If the dataset is stored as a DataFrame, the model can be fit using fit(df, y, X, G, m, ...)
, where the variables are referenced by their column names. G
specifies the number of groups and m
sets the regularization parameter (tips for selecting these options are discussed below). fit
returns an FCRModel
type, to which a number of methods can be applied.
For example, using the iris dataset from RDatasets:
using FuzzyCRegression, RDatasets
iris = dataset("datasets", "iris")
fcr_model = fit(df=iris, y=["PetalLength"], X=["SepalWidth","PetalWidth"], G=3, m=1.5)
summarize(fcr_model)
────────────────────────────────────────────────────────────────────────────────────────────
Estimate Std. Error t value Pr(>|t|) Lower 95% Upper 95%
────────────────────────────────────────────────────────────────────────────────────────────
SepalWidth (g=1) -1.85059 0.914888 -2.02275 0.0448874 -3.65842 -0.0427603
SepalWidth (g=2) -1.89972 0.581725 -3.26568 0.00135507 -3.04922 -0.750229
SepalWidth (g=3) 0.867675 2.8992 0.299281 0.765143 -4.86118 6.59653
SepalLength (g=1) 1.5167 0.397579 3.81484 0.00019913 0.73108 2.30232
SepalLength (g=2) 1.70667 0.338777 5.03774 1.34499e-6 1.03724 2.3761
SepalLength (g=3) 0.412295 1.4735 0.279807 0.780014 -2.49936 3.32395
────────────────────────────────────────────────────────────────────────────────────────────
An advantage of this approach is that the estimated coefficients in the regression output are labeled by variable name.

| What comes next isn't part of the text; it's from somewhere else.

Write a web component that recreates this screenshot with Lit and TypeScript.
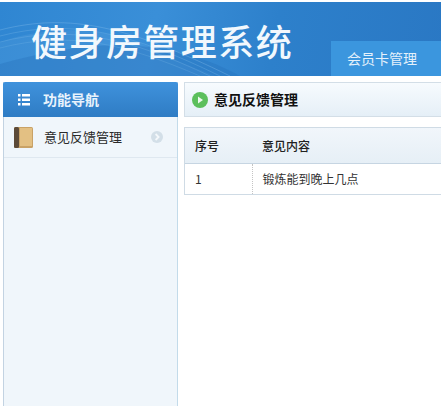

Alternatively, the data can be passed directly as arrays:
fcr_model = fit(y=iris.PetalLength, X=[iris.SepalWidth iris.SepalLength], G=3, m=1.5)
The arguments for fitting the model are:
df
: name of dataframe (if missing, data must be passed as arrays)y
: column name or array holding values of the dependent variable (required)X
: a list of column names or a matrix holding values of the independent variable(s) with heterogeneous coefficients (required)Z
: a list of column names or a matrix holding values of the independent variable(s) with homogeneous coefficientsG
: number of groups (required)m
: regularization parameter (greater than 1), where group assignment becomes binary as $m \rightarrow 1$ (default = 1.5)unit
: column name or array with unit identifier (if panel structure)time
: column name or array with time indicators (if panel structure)startvals
: number of starting values for the minimization routine (default = 10)cores
: number of parallel workers (default = 1)
Methods applied to fitted models
The package provides several methods that can be applied to fitted models. The names are similar to those in GLM.jl and R. Full documentation for these functions can be found here.
aic
: Akaike's Information Criterionbic
: Bayesian Information Criterioncoef
: estimates of the coefficients in the modelconfint
: confidence intervals for coefficientsdistribution
: distribution of coefficients using group weightspredict
: predicted values of the dependent variable from the fitted model, using modal group membershipresiduals
: vector of residuals from the fitted model, using modal group membershipstderror
: standard errors of the coefficientssummarize
: summarize model resultsvcov
: variance-covariance matrix of the coefficient estimates
For example, to plot the group-weighted distribution of coefficients on SepalWidth from the fitted model above:
SepalWidth_coefs = distribution(fcr_model,"SepalWidth")
using Gadfly
plot(SepalWidth_coefs, Geom.hist)
Choosing $G$
The package provides several data-driven approaches for choosing the number of groups. In particular, the aic
and bic
methods calculate information criteria that trade off the fit of the model against the number of parameters.
For example, continuing with the iris dataset, the minimum of the AIC and BIC indicate that the optimal group number is 3 or 4 according to these criteria.
using FuzzyCRegression, Gadfly
IC = zeros(15,2)
for g = 1:15
fcr_model = fit(df=iris, y=["SepalLength"], X=["SepalWidth","PetalWidth"], G=g, m=1.5)
IC[g,1] = aic(fcr_model)
IC[g,2] = bic(fcr_model)
end
IC_norm = IC./sqrt(sum(IC.^2,1))
plot(x=collect(1:15), y=IC_norm, Geom.point, Geom.line)
Choosing $m$
The regularization parameter $m$ determines the "fuzziness" of the FCR groups. Fuzzy clusters are helpful for two reasons:
- First, even in settings with discrete unobserved heterogeneity, noise means that group membership cannot be ascertained with certainty. Thus, probabilistic clustering improves performance.
- Second, in many applications heterogeneity may be continuous, and the fuzzy clusters allow to FCR to approximate its distribution.